I have written a (currently small) library of lock-free data structures
(www.liblfds.org).
I am porting to ARM.
The port is complete except for CAS.
I initially tried to use the GCC built-in CAS; in my test set, the third
test fails with a double free, because the head element of the freelist
being tested has come to point to itself.
So I figured I'd need to write my own CAS. I learned enough ARM
assembly and did enough Googling to put something together. I've done
the same already for x86 (I needed cmpxchg16b, so I couldn't use the GCC
built-ins) so I have a tiny bit of experience in it; and my attempt
fails in exactly the same way as the GCC built-in.
So I go to bed.
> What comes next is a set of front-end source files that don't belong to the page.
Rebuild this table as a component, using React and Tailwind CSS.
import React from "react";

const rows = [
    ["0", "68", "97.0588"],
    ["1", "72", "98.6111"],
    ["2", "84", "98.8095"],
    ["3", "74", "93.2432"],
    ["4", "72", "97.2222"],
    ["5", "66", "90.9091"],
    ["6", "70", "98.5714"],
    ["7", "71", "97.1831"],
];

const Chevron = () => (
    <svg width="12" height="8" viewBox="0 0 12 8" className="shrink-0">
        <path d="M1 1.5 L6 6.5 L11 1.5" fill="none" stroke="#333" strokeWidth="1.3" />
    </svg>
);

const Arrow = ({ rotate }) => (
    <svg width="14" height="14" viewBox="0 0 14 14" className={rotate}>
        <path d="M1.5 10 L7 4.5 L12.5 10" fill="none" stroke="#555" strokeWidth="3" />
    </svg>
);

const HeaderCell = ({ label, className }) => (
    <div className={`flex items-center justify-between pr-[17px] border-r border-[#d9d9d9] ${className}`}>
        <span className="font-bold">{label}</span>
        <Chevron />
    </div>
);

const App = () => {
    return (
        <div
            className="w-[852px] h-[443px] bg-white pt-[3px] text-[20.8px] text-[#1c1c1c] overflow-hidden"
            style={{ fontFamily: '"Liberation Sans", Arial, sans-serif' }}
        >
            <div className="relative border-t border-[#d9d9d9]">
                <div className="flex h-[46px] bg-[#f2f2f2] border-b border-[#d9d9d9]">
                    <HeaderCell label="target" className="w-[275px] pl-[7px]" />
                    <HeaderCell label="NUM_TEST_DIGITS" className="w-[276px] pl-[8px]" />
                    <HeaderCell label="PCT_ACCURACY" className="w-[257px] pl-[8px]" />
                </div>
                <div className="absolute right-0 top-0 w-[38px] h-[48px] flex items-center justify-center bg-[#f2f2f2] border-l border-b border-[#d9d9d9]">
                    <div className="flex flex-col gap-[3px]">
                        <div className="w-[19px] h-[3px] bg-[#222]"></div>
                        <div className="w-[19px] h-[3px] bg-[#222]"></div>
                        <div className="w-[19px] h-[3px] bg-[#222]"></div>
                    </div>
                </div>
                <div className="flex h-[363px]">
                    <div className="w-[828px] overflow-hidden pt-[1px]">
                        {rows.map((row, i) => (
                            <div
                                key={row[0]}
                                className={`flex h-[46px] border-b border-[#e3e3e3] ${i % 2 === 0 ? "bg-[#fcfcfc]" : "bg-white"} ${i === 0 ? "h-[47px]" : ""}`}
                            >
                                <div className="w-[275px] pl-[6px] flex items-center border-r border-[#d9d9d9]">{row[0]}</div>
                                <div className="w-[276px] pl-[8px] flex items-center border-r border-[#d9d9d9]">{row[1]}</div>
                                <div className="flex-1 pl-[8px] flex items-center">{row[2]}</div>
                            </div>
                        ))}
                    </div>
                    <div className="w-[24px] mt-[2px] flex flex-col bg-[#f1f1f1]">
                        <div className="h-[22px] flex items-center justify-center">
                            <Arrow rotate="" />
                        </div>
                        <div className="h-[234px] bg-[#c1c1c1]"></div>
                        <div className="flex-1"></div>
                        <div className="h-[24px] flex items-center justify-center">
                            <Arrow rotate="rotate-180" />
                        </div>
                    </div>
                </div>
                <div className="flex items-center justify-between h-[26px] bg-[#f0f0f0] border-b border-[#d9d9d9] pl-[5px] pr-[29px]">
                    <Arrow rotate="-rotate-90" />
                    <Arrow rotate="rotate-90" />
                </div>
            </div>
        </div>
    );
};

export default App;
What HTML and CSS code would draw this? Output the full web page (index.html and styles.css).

Next day I think, ah, memory barriers! you don't need
to specify them on x86 for atomics, but I bet you do on ARM; and indeed,
you do.
I then discover in this mailing list an interesting thread, dated May
2009, which states that the GCC built-ins for ARM do not have memory
barriers. The kernel I'm using is 2.6.28, which was released Christmas
Day 2008.
So I think the lack of memory barriers may well be why the code is failing.
This leads me to want to use smp_mb(). However, from what I can see,
this macro is only available via the linux kernel headers; it's not
available in user-mode. Is this correct?